The parallel introduction of Malintzín in Mesoamerica and Hernán Cortés in Salamanca creates anticipation for their meeting, and when it arrives in Tabasco, the scene delivers on its promise with layered dramatic irony—she believes he is the fulfillment of prophecy while he sees a beautiful, brilliant woman who can unlock a continent.
The love triangle between Malintzín, Cuauhtémoc, and Hernán functions as an effective microcosm of the larger civilizational collision. Cuauhtémoc’s arc from skeptical lover to defeated emperor to self-sacrificing martyr is the strongest character trajectory in the script. His final scene in the Temple of the One God One—choosing death on his own terms, entrusting his people’s future and treasure to his rival—carries genuine tragic weight. The line “I learned from you, Malinche, the power of gold” encapsulates his painful evolution.

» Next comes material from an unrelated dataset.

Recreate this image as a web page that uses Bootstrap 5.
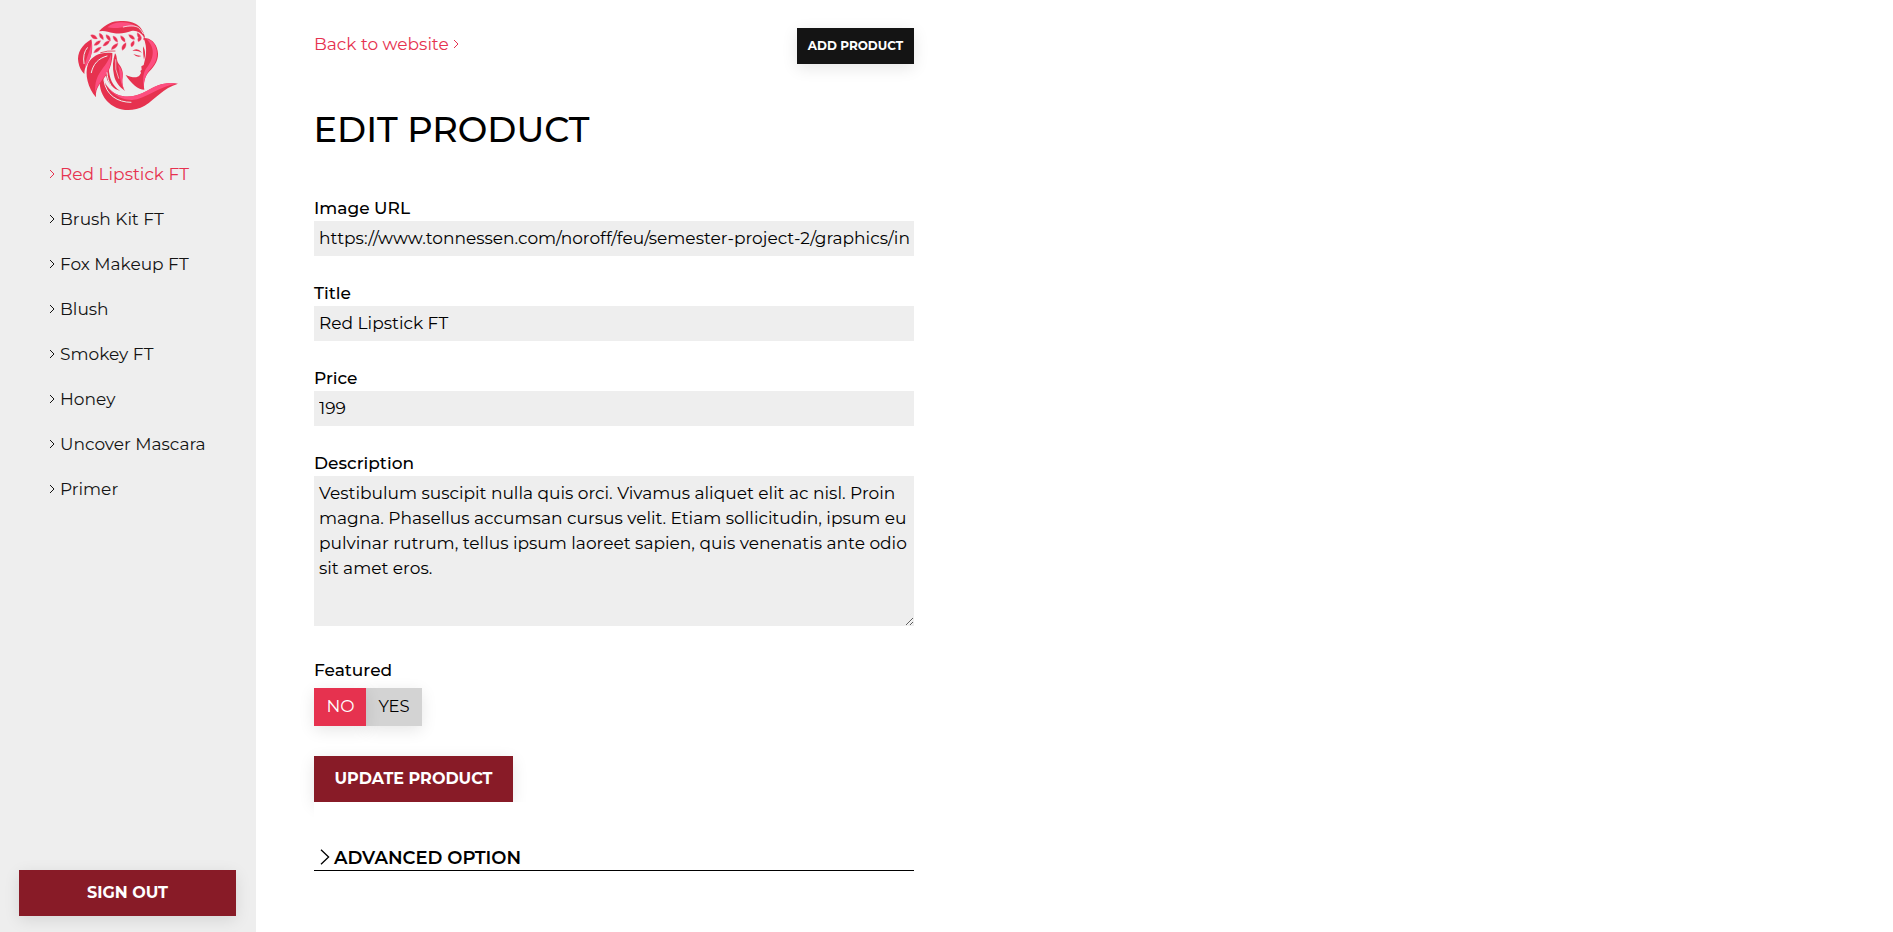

The “Keeper of the Watch” prophecy framework gives Malintzín agency and theological motivation that elevates her beyond the historical “translator/mistress” reduction. Her declaration “I am your High Priestess and Keeper of the Watch for your return” followed immediately by “No. It is because you are the only woman I have ever truly loved” creates a productive tension between the sacred and the personal that runs throughout.
The Noche Triste sequence is cinematically vivid—Marisol teaching gypsy dancing as cover for the escape, Botello strumming guitar while death waits outside, Hernán singing a Basque song alone before mounting Morito. Alvarado’s pole-vault escape provides a visceral action beat that punctuates the horror.
The screenplay wisely complicates Hernán’s heroism through Alderete’s arrival, which introduces institutional Spanish cruelty (the torture scene) that Hernán cannot fully prevent, only interrupt. This prevents the narrative from becoming a simple white-savior fantasy.
The bookend structure with the elderly Martín Cortés—ending with him trampling the Imperial Ring and declaring it “worthless” after watching Indians enslaved—delivers a devastating ironic commentary on everything that preceded it. Every promise made, every sacrifice endured, ultimately failed to protect the people it was meant to save.